Another approach that can help pupils to achieve high expectations is to draw their attention to the behaviours that they have demonstrated. For example, to encourage a pupil to share their thinking, even if it is wrong, a teacher might remind the class that they have been brave enough to do this in the past and felt proud of themselves when they did so. Pupils can get better at regulating their behaviour when we help them to know how to respond to different situations.

Using intentional and aspirational language, and encouraging effort, also helps to create a classroom culture where pupils become used to working hard and trying their best. Pupils need to experience success in the classroom to feel they’re capable of it. This means setting tasks that stretch pupils, and being explicit about the knowledge and skills that they need to acquire in order to carry out these tasks well. Once again, it’s about showing pupils how to be successful, not simply setting your expectations high and hoping for the best.

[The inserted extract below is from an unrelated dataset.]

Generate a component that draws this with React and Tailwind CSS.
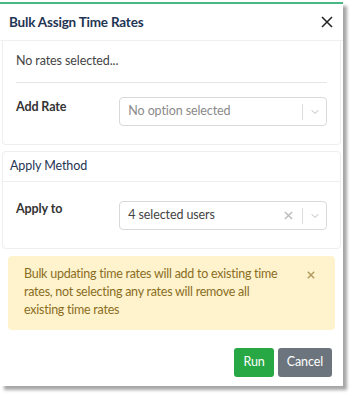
import React from "react";

function Chevron() {
  return (
    <svg width="10" height="10" viewBox="0 0 20 20" className="text-[#bbb]">
      <path d="M4 7l6 6 6-6" fill="none" stroke="currentColor" strokeWidth="2" strokeLinecap="round" />
    </svg>
  );
}

function FakeSelect({ value, placeholder, clearable }) {
  return (
    <div className="w-[209px] h-[29px] border border-[#d9d9d9] rounded-[4px] flex items-center pl-[8px] pr-[6px]">
      <span className={`flex-1 truncate ${placeholder ? "text-[#8a8a8a]" : "text-[#444]"}`}>{value}</span>
      {clearable && (
        <svg width="9" height="9" viewBox="0 0 10 10" className="mr-[9px] text-[#bbb]">
          <path d="M1 1l8 8M9 1l-8 8" stroke="currentColor" strokeWidth="1.6" />
        </svg>
      )}
      <span className="w-px h-[16px] bg-[#ddd] mr-[7px]" />
      <Chevron />
    </div>
  );
}

export default function App() {
  return (
    <div
      className="w-[356px] h-[396px] bg-white pt-[2px] text-[12.5px] tracking-[-0.1px] text-[#444]"
      style={{ fontFamily: 'Lato, "Noto Sans", sans-serif' }}
    >
      <div className="w-[343px] h-[384px] bg-white border-t-2 border-[#46b883] shadow-[4px_4px_3px_rgba(0,0,0,0.35)] flex flex-col">
        {/* Header */}
        <div className="h-[37px] flex items-center justify-between pl-[9px] pr-[10px] border-b border-[#f0f0f0]">
          <span className="font-bold text-[13.5px] tracking-[-0.2px] text-[#1f3554]">Bulk Assign Time Rates</span>
          <svg width="12" height="12" viewBox="0 0 12 12" className="text-[#222]">
            <path d="M1 1l10 10M11 1L1 11" stroke="currentColor" strokeWidth="1.5" />
          </svg>
        </div>

        {/* Rates card */}
        <div className="mx-[2px] border border-t-0 border-[#eee] rounded-b-[4px] px-[13px] pb-[18px]">
          <div className="h-[42px] flex items-center border-b border-[#e6e6e6]">No rates selected...</div>
          <div className="flex items-start pt-[14px]">
            <span className="w-[104px] font-bold text-[#333] pt-[1px]">Add Rate</span>
            <FakeSelect value="No option selected" placeholder />
          </div>
        </div>

        {/* Apply method card */}
        <div className="mx-[2px] mt-[6px] border border-[#eee] rounded-[4px]">
          <div className="h-[30px] flex items-center px-[7px] border-b border-[#eee] text-[#1f3554]">Apply Method</div>
          <div className="flex items-start px-[13px] pt-[19px] pb-[18px]">
            <span className="w-[104px] font-bold text-[#333] -mt-[1px]">Apply to</span>
            <FakeSelect value="4 selected users" clearable />
          </div>
        </div>

        {/* Warning */}
        <div className="mx-[8px] mt-[7px] bg-[#fff3cd] rounded-[4px] pl-[16px] pr-[20px] pt-[9px] pb-[11px] flex items-start justify-between text-[#8a6d1e] leading-[18px] tracking-[-0.25px]">
          <span className="w-[262px]">
            Bulk updating time rates will add to existing time rates, not selecting any rates will remove all existing time rates
          </span>
          <svg width="8" height="8" viewBox="0 0 10 10" className="mt-[6px] text-[#b09a5c]">
            <path d="M1 1l8 8M9 1l-8 8" stroke="currentColor" strokeWidth="1.8" />
          </svg>
        </div>

        {/* Footer */}
        <div className="flex justify-end gap-[4px] pr-[11px] pt-[18px]">
          <button className="h-[29px] px-[9px] rounded-[3px] bg-[#28a745] text-white">Run</button>
          <button className="h-[29px] px-[9px] rounded-[3px] bg-[#6c757d] text-white">Cancel</button>
        </div>
      </div>
    </div>
  );
}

Powerful motivating words need to be accompanied by crystal-clear actions.

Presenter exemplification framing

In the next example, you will see a model of how to establish high expectations during a class discussion. Try to spot the following:

  • Teaches and rigorously maintains clear behavioural expectations
  • Acknowledges and praises pupil effort

Exemplification: Ambition Institute coach

For the purposes of this model, I want you to imagine that I’m teaching a year seven English class "Romeo and Juliet." I’m about to ask a series of questions to help consolidate and develop pupil thinking. My expectation is that everyone should be willing to answer.

“In a moment, we’re going to be recalling some of the new vocabulary and ideas we learned about Romeo in the last lesson, and I’m going to be asking you to look for examples in the scene that we just read. Now, remember when I ask a question, I expect everybody to be thinking of the answer, because if you do that, it’s going to help this new vocabulary stick, and you’re going to be able to use it in your writing later on in the lesson. So what does the word ‘rash’ mean? This is one of the words we looked at last lesson so I want everyone to be thinking carefully. What does the word ‘rash’ mean? Oliver.

[Pupil says they don’t know]

 Okay. It’s okay if you can’t remember. I’m going to ask the question again, and Oliver, I want you to be listening carefully because I’m coming back to you, okay? What does the word ‘rash’ mean, Elwin?

[Pupil gives correct response]

Great, good definition. So Oliver, what does the word ‘rash’ mean?

[Pupil gives correct response]

Thank you, Oliver. Okay, so what might an example of rash behaviour look like?

[Pupil gives answer]

Great. So rash behaviour is doing something quickly without thinking through the consequences, which are often negative. Okay everybody, I want you to scan your texts and find an example of Romeo behaving rashly. Okay, Sarah.

[Pupil gives response]

A great example. Can you explain why that’s a strong example of Romeo behaving rashly?

[Pupil gives response]

That’s a brilliant justification. You clearly thought about the definition of the word rash because you’ve picked a strong quotation and you were able to justify it in your own words.”

In this example, there are a range of strategies that I’ve used to ensure that I maintain my high expectations of my class. I supported pupils to master challenging content. In this case, that meant acquiring a thorough understanding of a tier two word: rash. The support included reminding them of their prior knowledge, "we looked at this word last week", providing a clear definition, and asking the pupil to provide a concrete example. These small steps help pupils to access the more challenging part of the task: identifying an example of rash behaviour in the text.

I encouraged all pupils to participate by asking the question to the whole class and pausing to allow them to all think before calling on one pupil. By naming a pupil after I’ve asked the question, rather than before, I’m keeping my options open for longer. Pupils are more likely to think about the answer as they may be called on. This is a routine that I’ve embedded with the class, and so pupils know what to expect.

Finally, I helped pupils to experience success through their contributions. When Oliver didn’t know the answer to the question, I asked another pupil, and then went back to Oliver to give him the chance to correct his thinking. This provided a great opportunity to remind Oliver and others of their ability to make progress. Pupils benefit when we help them to attribute successes to their efforts rather than to any innate ability.

Presenter key ideas

In this video, we’ve explored why it’s important for teachers to have high expectations, and how they can help pupils to achieve them. Now read over the key ideas that we’ve covered. Which ideas do you think the example illustrated the best?

  • Teach and rigorously maintain clear behavioural expectations
  • Support pupils to master challenging content, which builds towards long-term goals
  • Acknowledge and praise pupil effort and emphasising progress being made

Presenter summary

You may well have seen some teachers who make setting high expectations look easy. Pupil behaviour is exemplary in their classrooms, and they appear to have some kind of magic touch. But none of this is really magic. Helping pupils to meet high expectations for behaviour as well as academic success occurs when teachers consistently show their pupils what to do. It’s about being explicit to pupils, and constantly reinforcing what we say.